Pour découvrir THE BLACK MAGIC, mais aussi ses deux suites, la bonne idée peut être de se tourner vers l’Angleterre et son éditeur 88 Films. Le contenu de la galette au format Blu-ray sera extrêmement limité, mais la copie proposée est tout simplement irréprochable. L’image superbe, ciselée, offre des couleurs très naturelles. La compression est invisible et la copie est totalement dénuée de scratch ou griffure. Une véritable prouesse qui nous change de ce qu’on a pu voir sur certaines copies « HD » de chez Celestial Pictures.

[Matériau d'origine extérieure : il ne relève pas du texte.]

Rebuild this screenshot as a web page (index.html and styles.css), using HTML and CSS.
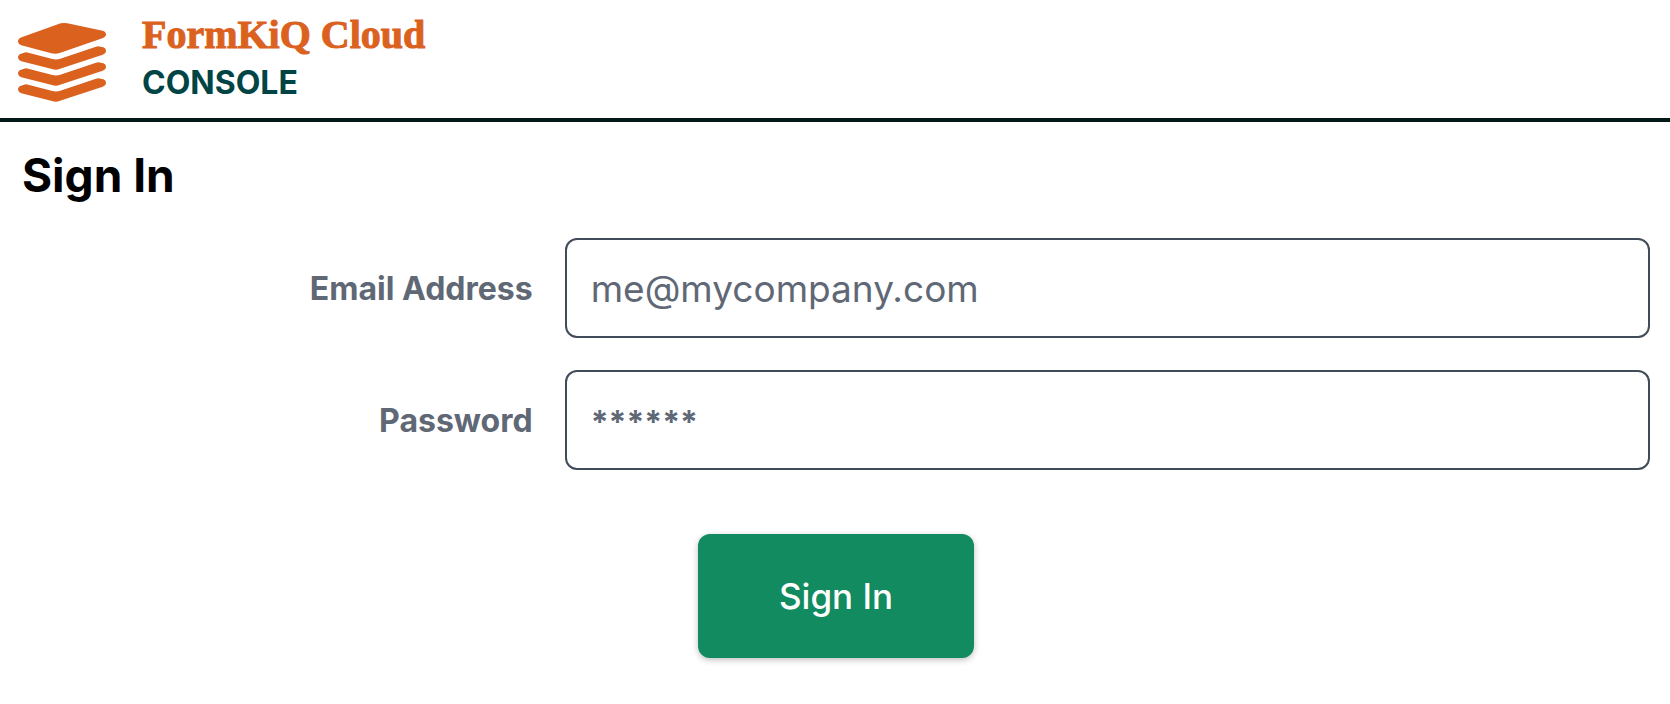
FILE: index.html
```html
<!DOCTYPE html>
<html lang="en">
<head>
<meta charset="utf-8">
<meta name="viewport" content="width=device-width, initial-scale=1">
<title>FormKiQ Cloud Console</title>
<link rel="stylesheet" href="styles.css">
</head>
<body>
<header class="header">
  <svg class="logo" viewBox="0 0 264 236" aria-hidden="true">
    <path d="M128 1Q138-1 148 1L254 23Q264 26 264 34Q264 42 253 46L125 90Q113 94 100 91L10 67Q0 63 0 55Q0 47 11 43Z"/>
    <path id="layer" d="M9 92L18 89Q24 87 31 89L103 108Q115 111 127 107L234 71Q241 69 248 71L256 73Q264 76 264 83Q264 91 254 95L124 138Q113 142 102 138L10 115Q0 111 0 103Q0 95 9 92Z"/>
    <use href="#layer" y="48"/>
    <use href="#layer" y="96"/>
  </svg>
  <div class="brand">
    <span class="brand-name">FormKiQ Cloud</span>
    <span class="brand-section">CONSOLE</span>
  </div>
</header>
<main class="main">
  <h1 class="title">Sign In</h1>
  <form class="form">
    <div class="field">
      <label class="label" for="email">Email Address</label>
      <input class="input" id="email" type="email" placeholder="me@mycompany.com">
    </div>
    <div class="field">
      <label class="label" for="password">Password</label>
      <input class="input" id="password" type="password" placeholder="******">
    </div>
    <button class="submit" type="submit">Sign In</button>
  </form>
</main>
</body>
</html>
```
FILE: styles.css
```css
* {
  box-sizing: border-box;
}

body {
  margin: 0;
  background: #fff;
  color: #000;
  font-family: Inter, "Liberation Sans", sans-serif;
}

.header {
  display: flex;
  align-items: flex-start;
  gap: 36px;
  padding: 11px 18px;
  border-bottom: 4px solid #001a17;
}

.logo {
  width: 88px;
  margin-top: 12px;
  fill: #db611f;
  overflow: visible;
}

.brand {
  display: flex;
  flex-direction: column;
}

.brand-name {
  color: #db611f;
  font: bold 40px/48px "Liberation Serif", serif;
  -webkit-text-stroke: 1px #db611f;
}

.brand-section {
  color: #004445;
  font-size: 32px;
  font-weight: 700;
  line-height: 48px;
}

.main {
  padding: 23px 20px 44px 22px;
}

.title {
  margin: 0 0 33px;
  font-size: 46px;
  font-weight: 700;
  line-height: 60px;
}

.form {
  display: flex;
  flex-direction: column;
  gap: 32px;
}

.field {
  display: grid;
  grid-template-columns: 1fr 2fr;
  align-items: center;
}

.label {
  padding: 2px 32px 0 0;
  color: #606876;
  font-size: 32px;
  font-weight: 700;
  line-height: 48px;
  text-align: right;
}

.input {
  width: 100%;
  padding: 25px 24px 23px;
  border: 2px solid #414b59;
  border-radius: 12px;
  background: #fff;
  color: #414b59;
  font: 37px/48px Inter, "Liberation Sans", sans-serif;
}

.input::placeholder {
  color: #606876;
  opacity: 1;
}

.input[type="password"]::placeholder {
  font-size: 32px;
  font-weight: 700;
}

.submit {
  align-self: center;
  margin-top: 32px;
  padding: 36px 81px;
  border: 0;
  border-radius: 12px;
  background: #128b60;
  box-shadow: 0 2px 6px rgb(0 0 0 / 25%);
  color: #fff;
  font: 500 35px/52px Inter, "Liberation Sans", sans-serif;
}
```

Sur le plan sonore, nous sera offerte la possibilité masochiste de découvrir le film via son doublage anglais médiocre. Plus logiquement, nous pourrons également visionner le film avec sa piste originale en Mandarin. Dans les deux cas, le mono d’origine est encodé sur deux canaux, sans compression, et s’avère très propre et dynamique. Des sous-titres anglais clairs et sans faute viendront nous éclairer dans la compréhension de cette œuvre magique.
Enfin nous le disions, l’interaction est réduite à une bande-annonce anglaise et une galerie photo. Le spectateur de goût pourra cependant retourner la jaquette réversible pour profiter du visuel d’origine, bien plus agréable que celui créé par l’éditeur.